Mmm weird. So I should back up and separate them (have them as two HDD)?


----------



## Sensi Karate (May 7, 2011)

So can people give me help on how to Un-Raid 0 my two HDD successfully?


----------



## Millennium (May 7, 2011)

You will have to back up and then split the raid, test the drives individually, if they are still faulty you might wanna just return them under warranty. That's what I'd do anyway. 

You can't keep the data if you break a raid 0 since it is split across the two drives.


----------



## Sensi Karate (May 7, 2011)

Millennium said:


> You will have to back up and then split the raid, test the drives individually, if they are still faulty you might wanna just return them under warranty.
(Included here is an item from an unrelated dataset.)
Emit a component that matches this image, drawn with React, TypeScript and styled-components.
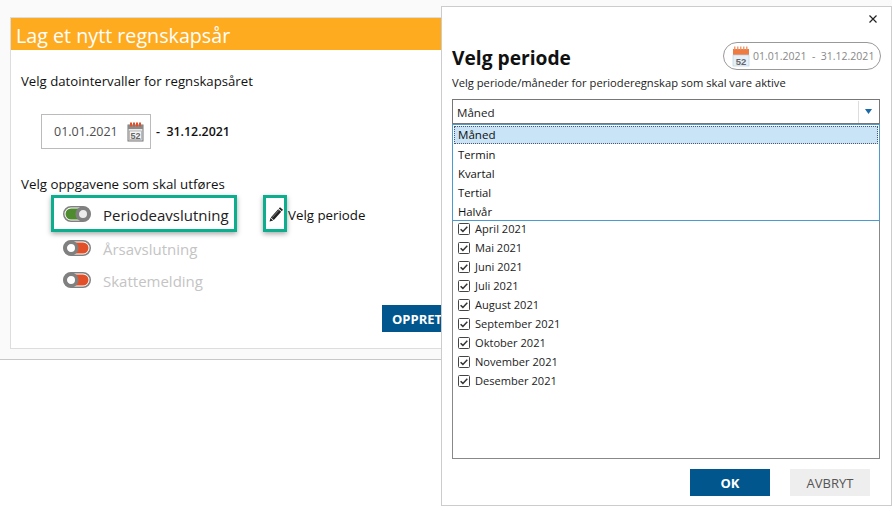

That's what I'd do anyway.
> 
> You can't keep the data if you break a raid 0 since it is split across the two drives.



We'll I'm backing up everything I NEED onto my External HDD. 

So when I split my Raid, do I need to re-format them?


----------



## Millennium (May 7, 2011)

Yes you will need to reformat them. How did you set it up in the first place did you use the RAID BIOS? You will need to delete the raid in the bios. I don't have raid but someone else can probably jump in with the specifics. I don't know if the intel raid tool you downloaded allows you to do everything from within windows but it might!


----------



## Sensi Karate (May 7, 2011)

Millennium said:


> Yes you will need to reformat them. How did you set it up in the first place did you use the RAID BIOS? You will need to delete the raid in the bios. I don't have raid but someone else can probably jump in with the specifics. I don't know if the intel raid tool you downloaded allows you to do everything from within windows but it might!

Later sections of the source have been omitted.